事実証談 神霊部(上)第18話は周智郡天宮村のしゃぐじ(飯王子)の杜の崇りの話である。

周智郡天宮村に飯王子(しゃぐじ)の杜(もり)(或は社宮子又左軍師、左口神、赤口神、六狐、また夜川十五七百村なるは社子神と書けり、未詳)とて、雑木生い繁りし杜有り。
※ 夜川十五七百村 - 周智郡にかつてあった村

寛政年中、ある老婆、かの森の枯れ枝を取りて薪とせしに、それより眼かすみて、瞽(めしい)の如くなりしゆえ、飯王子杜の崇りなるべしと、天宮の社人、乗松衛門という者に乞いて、祈願せさせたりければ、廿日余りかすみたりし眼の、忽ち明らかになりしは、誠にかの崇りなること、著しくぞ有りける。

すべて飯王子の杜というは、山里に数多あれども、祠のある所は、おさ/\見えず。多くは楠の木をしるしとし、諸木生い繁げれる杜のみなるが、萬ずに付きて、崇り有る事、いち早き故に、速かに崇る事をば、世の諺に「社宮子の罰」と言えり。
※ おさおさ - ほとんど。まったく。


飯王子の杜の神とは、日本にまだ稲作が伝わって来ない以前、狩猟と採集でかてを得ていた時代(縄文時代)から、日本の杜にいる神であるといわれる。文字のない時代の神だから、日本に文字が伝わってから、様々な文字が当てられて、200種類以上の書き方がされ、その属性も地域によって様々である。ないがしろにすると、崇りを起こす神様で、縄文の神とか、狩猟の神とか、山神、測量神、樹木の神とか、その信仰も様々である。「しゃぐじ」に接頭語「み」を付けて、「みじゃぐじ」と呼ばれることもある。
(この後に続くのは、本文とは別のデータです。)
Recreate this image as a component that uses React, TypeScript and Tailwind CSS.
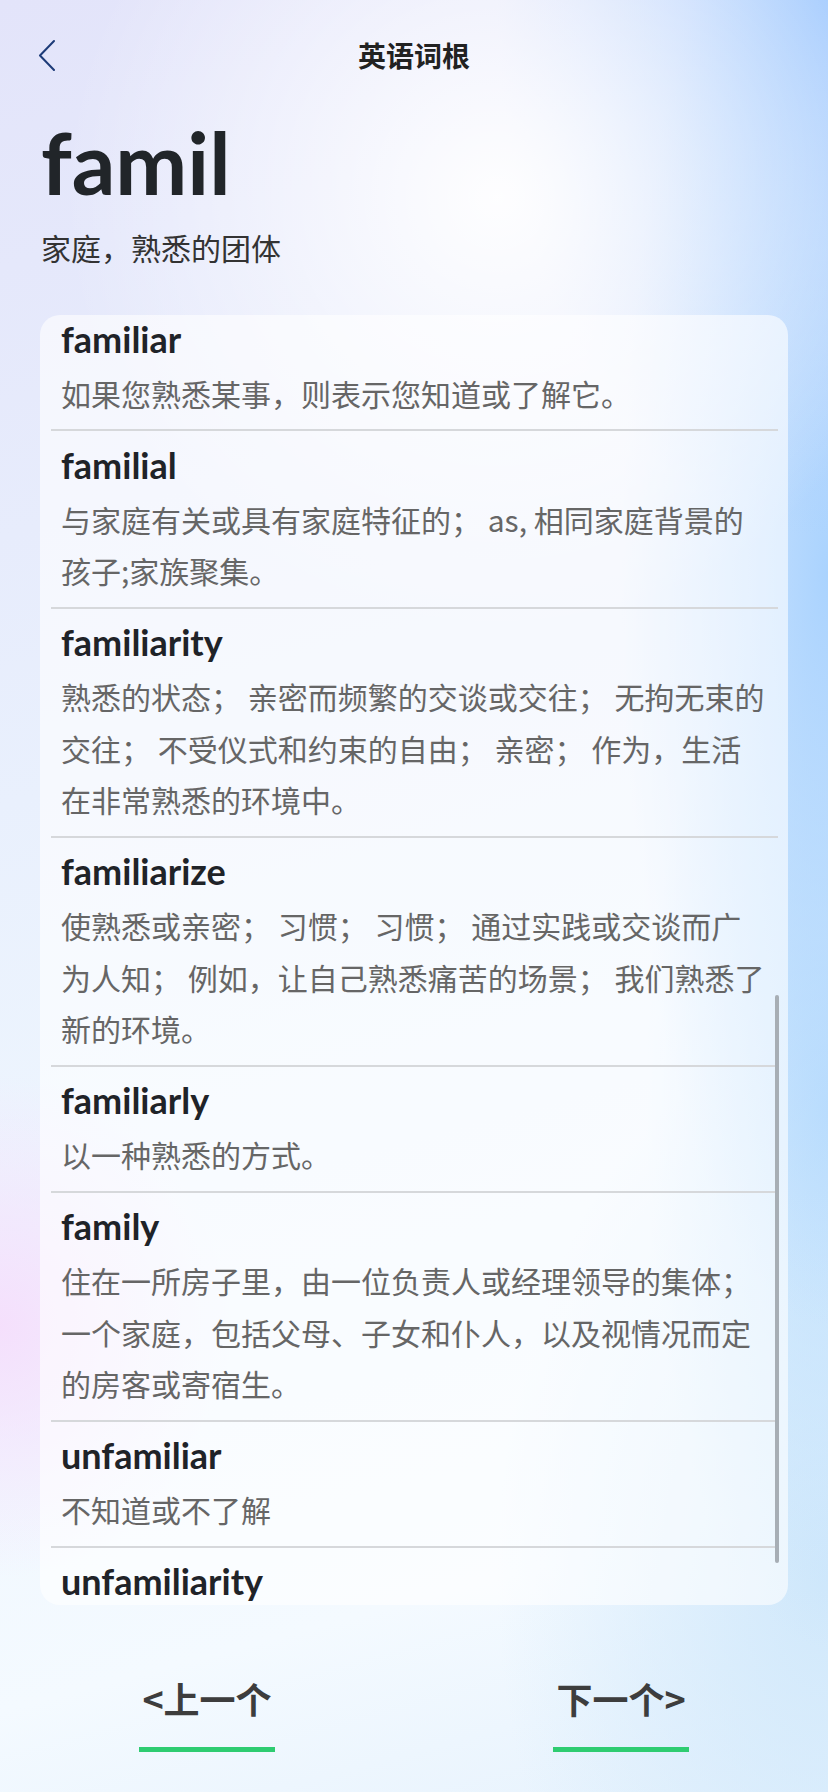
import React from "react";

type Entry = { word: string; lines: string[] };

const entries: Entry[] = [
  { word: "familiar", lines: ["如果您熟悉某事，则表示您知道或了解它。"] },
  {
    word: "familial",
    lines: ["与家庭有关或具有家庭特征的； as, 相同家庭背景的", "孩子;家族聚集。"],
  },
  {
    word: "familiarity",
    lines: [
      "熟悉的状态； 亲密而频繁的交谈或交往； 无拘无束的",
      "交往； 不受仪式和约束的自由； 亲密； 作为，生活",
      "在非常熟悉的环境中。",
    ],
  },
  {
    word: "familiarize",
    lines: [
      "使熟悉或亲密； 习惯； 习惯； 通过实践或交谈而广",
      "为人知； 例如，让自己熟悉痛苦的场景； 我们熟悉了",
      "新的环境。",
    ],
  },
  { word: "familiarly", lines: ["以一种熟悉的方式。"] },
  {
    word: "family",
    lines: [
      "住在一所房子里，由一位负责人或经理领导的集体；",
      "一个家庭，包括父母、子女和仆人，以及视情况而定",
      "的房客或寄宿生。",
    ],
  },
  { word: "unfamiliar", lines: ["不知道或不了解"] },
  { word: "unfamiliarity", lines: [] },
];

export default function App() {
  return (
    <div className="relative w-[828px] h-[1792px] overflow-hidden font-['Noto_Sans_CJK_SC',sans-serif] bg-[radial-gradient(circle_at_60%_11%,rgba(255,255,255,0.95)_0,rgba(255,255,255,0)_26%),radial-gradient(ellipse_28%_14%_at_0%_74%,rgba(245,222,252,0.95),rgba(245,222,252,0)),radial-gradient(ellipse_40%_30%_at_100%_0%,#a2cafe,rgba(162,202,254,0)),radial-gradient(ellipse_25%_42%_at_100%_32%,#aad3fe,rgba(170,211,254,0)),radial-gradient(ellipse_22%_30%_at_100%_62%,#bfe0fd,rgba(191,224,253,0)),radial-gradient(ellipse_40%_30%_at_100%_88%,#d0e8fb,rgba(208,232,251,0)),linear-gradient(165deg,#e3e4fa_0%,#e9f0fd_40%,#eef6fe_62%,#f4faff_85%,#e6f2fd_100%)]">
      {/* Header */}
      <div className="grid grid-cols-[1fr_auto_1fr] items-center h-[110px]">
        <div className="pl-[38px] flex items-center">
          <svg width="18" height="32" viewBox="0 0 18 32" fill="none">
            <polyline
              points="16,2 2,16.5 16,31"
              stroke="#1d3b78"
              strokeWidth="2"
              strokeLinecap="round"
              strokeLinejoin="round"
            />
          </svg>
        </div>
        <div className="text-[28px] font-bold text-[#222] leading-none">英语词根</div>
        <div />
      </div>

      {/* Root word */}
      <div className="px-[41px] mt-[9px]">
        <div className="font-['Lato',sans-serif] font-bold text-[86px] leading-none text-[#212529] h-[86px]">
          famil
        </div>
        <div className="mt-[20px] text-[30px] leading-[45px] text-[#333]">家庭，熟悉的团体</div>
      </div>

      {/* Card */}
      <div className="relative mx-[40px] mt-[45px] h-[1290px] rounded-[20px] bg-white/60 overflow-hidden">
        <div className="-mt-[10px] pl-[11px] pr-[10px]">
          {entries.map((e, i) => (
            <div
              key={e.word}
              className={
                i < entries.length - 1
                  ? "pt-[4.5px] pb-[10px] pl-[10px] border-b-2 border-[#d6d8db]"
                  : "pt-[4.5px] pl-[10px]"
              }
            >
              <div className="font-['Lato',sans-serif] font-bold text-[36px] leading-[58px] text-[#1f2328] whitespace-nowrap">
                {e.word}
              </div>
              {e.lines.length > 0 && (
                <div className="text-[30px] leading-[51.5px] text-[#666]">
                  {e.lines.map((l, j) => (
                    <div key={j} className="whitespace-nowrap">
                      {l}
                    </div>
                  ))}
                </div>
              )}
            </div>
          ))}
        </div>
        {/* scrollbar */}
        <div className="absolute right-[9px] top-[680px] w-[4px] h-[568px] rounded-full bg-[#a7aeb5]" />
      </div>

      {/* Bottom nav */}
      <div className="flex mt-[66px]">
        <div className="w-1/2 flex flex-col items-center">
          <div className="text-[36px] font-bold leading-[54px] text-[#3d3d3d]">&lt;上一个</div>
          <div className="mt-[22px] w-[136px] h-[5px] bg-[#2ecc71]" />
        </div>
        <div className="w-1/2 flex flex-col items-center">
          <div className="text-[36px] font-bold leading-[54px] text-[#3d3d3d]">下一个&gt;</div>
          <div className="mt-[22px] w-[136px] h-[5px] bg-[#2ecc71]" />
        </div>
      </div>
    </div>
  );
}
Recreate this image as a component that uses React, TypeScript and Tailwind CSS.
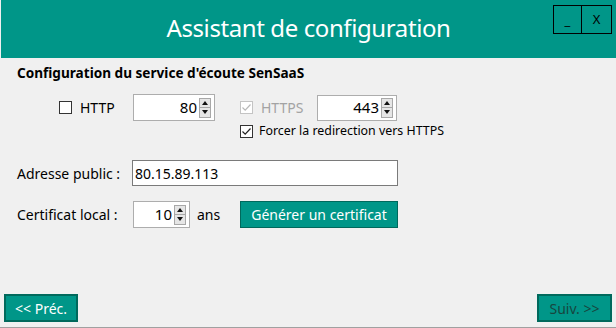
import React from "react";

const font = { fontFamily: '"Noto Sans", "Open Sans", sans-serif' };

function Check({ checked, disabled }: { checked?: boolean; disabled?: boolean }) {
  const border = disabled ? "#c4c4c4" : "#333333";
  const mark = disabled ? "#b8b8b8" : "#222222";
  return (
    <svg width="13" height="13" viewBox="0 0 13 13" className="shrink-0">
      <rect x="0.5" y="0.5" width="12" height="12" fill="#ffffff" stroke={border} />
      {checked && (
        <path d="M2.5 6.5 L5.2 9.2 L10.5 3.5" fill="none" stroke={mark} strokeWidth="1.2" />
      )}
    </svg>
  );
}

function Spin({ value, w, h }: { value: string; w: string; h: string }) {
  return (
    <div className={`${w} ${h} bg-white border border-[#adadad] flex items-center justify-end pr-[3px] text-[15px] text-black`}>
      <span className="mr-[2px]">{value}</span>
      <div className="flex flex-col w-[12px] h-[20px]">
        <div className="flex-1 bg-[#e6e6e6] border border-[#a8a8a8] flex items-center justify-center">
          <svg width="6" height="4" viewBox="0 0 6 4"><path d="M0 4 L3 0 L6 4Z" fill="#111" /></svg>
        </div>
        <div className="flex-1 bg-[#e6e6e6] border border-t-0 border-[#a8a8a8] flex items-center justify-center">
          <svg width="6" height="4" viewBox="0 0 6 4"><path d="M0 0 L6 0 L3 4Z" fill="#111" /></svg>
        </div>
      </div>
    </div>
  );
}

export default function App() {
  return (
    <div className="w-[616px] h-[328px] bg-[#f0f0f0] flex flex-col overflow-hidden" style={font}>
      <div className="h-[58px] bg-[#009688] ml-px relative flex items-center justify-center shrink-0">
        <span className="text-white text-[24px] tracking-[-0.4px] leading-none pb-[2px]">Assistant de configuration</span>
        <div className="absolute top-[5px] right-[4px] flex">
          <div className="w-[29px] h-[29px] border border-black flex items-end justify-center text-[13px] text-black leading-none pb-[6px]">_</div>
          <div className="w-[30px] h-[29px] border border-l-0 border-black flex items-center justify-center text-[13px] text-black">X</div>
        </div>
      </div>

      <div className="flex flex-col flex-1 px-[17px]">
        <div className="mt-[5px] h-[20px] leading-[20px] text-[13.6px] font-bold text-black">
          Configuration du service d'écoute SenSaaS
        </div>

        <div className="mt-[11px] h-[27px] flex items-center">
          <div className="ml-[42px] w-[74px] flex items-center gap-[8px] text-[14px] text-black">
            <Check />
            <span>HTTP</span>
          </div>
          <Spin value="80" w="w-[82px]" h="h-[27px]" />
          <div className="ml-[25px] w-[77px] flex items-center gap-[8px] text-[14px] text-[#a3a3a3]">
            <Check checked disabled />
            <span>HTTPS</span>
          </div>
          <Spin value="443" w="w-[80px]" h="h-[26px]" />
        </div>

        <div className="mt-[3px] h-[14px] ml-[223px] flex items-center gap-[6px] text-[12.4px] text-black">
          <Check checked />
          <span>Forcer la redirection vers HTTPS</span>
        </div>

        <div className="mt-[22px] h-[26px] flex items-center">
          <span className="w-[115px] text-[14px] text-black">Adresse public :</span>
          <div className="w-[266px] h-[26px] bg-white border border-[#7a7a7a] flex items-center pl-[2px] text-[14px] text-black">
            80.15.89.113
          </div>
        </div>

        <div className="mt-[15px] h-[27px] flex items-center">
          <span className="w-[116px] text-[14px] text-black">Certificat local :</span>
          <Spin value="10" w="w-[57px]" h="h-[27px]" />
          <span className="ml-[7px] w-[43px] text-[14px] text-black">ans</span>
          <div className="w-[158px] h-[27px] bg-[#009688] border border-[#00695c] flex items-center justify-center text-[14px] text-white">
            Générer un certificat
          </div>
        </div>

        <div className="flex-1" />
      </div>

      <div className="h-[28px] mb-[5px] px-[4px] flex justify-between shrink-0">
        <div className="w-[74px] h-[28px] bg-[#009688] border-2 border-[#00695c] flex items-center justify-center text-[14px] text-white">
          &lt;&lt; Préc.
        </div>
        <div className="w-[75px] h-[28px] bg-[#009688] border-2 border-[#00695c] flex items-center justify-center text-[14px] text-[#17463f]">
          Suiv. &gt;&gt;
        </div>
      </div>
      <div className="h-px bg-[#a0a0a0] shrink-0" />
    </div>
  );
}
多くの場合は、社殿や鳥居もなく、野原の真ん中の数十センチの自然石に、しめ縄を巻いたりして、「しゃぐじ」を拝む場としたり、また、毎年、山の小枝で山中に小さな社殿をつくり、ここに「しゃぐじ」を祀る地域もある。本州中部に多い信仰で、山梨や長野には特に多い。現代でも、山仕事をする人たちは、しゃぐじに山の幸を頂くことを断り、作業の安全を祈る。

6月8日の当ブログで、「ヤシャビシャク」の話を書いた。「ヤシャビシャク」を手元に置く効用として、「昔は猟師が、縁起物、あるいは神が宿ると考えたのか、狩にでる前に庭に植えたヤシャビシャクに、ちょっと手を合わせて出かけると、良い猟が出来る」という伝聞を書いた。「ヤシャビシャク」は夜叉柄杓と書く。柄杓は杓子(しゃくし)とも言い換えられるから、「しゃくし」から「しゃぐじ」が連想されて、人目に付かない高木の上で密かに生える「ヤシャビシャク」が飯王子の杜の神の化身とされて、祈りの対象になったのではないか。まったく個人的な想像であるが、どこかの民俗学者がそんな話を書いているかもしれない。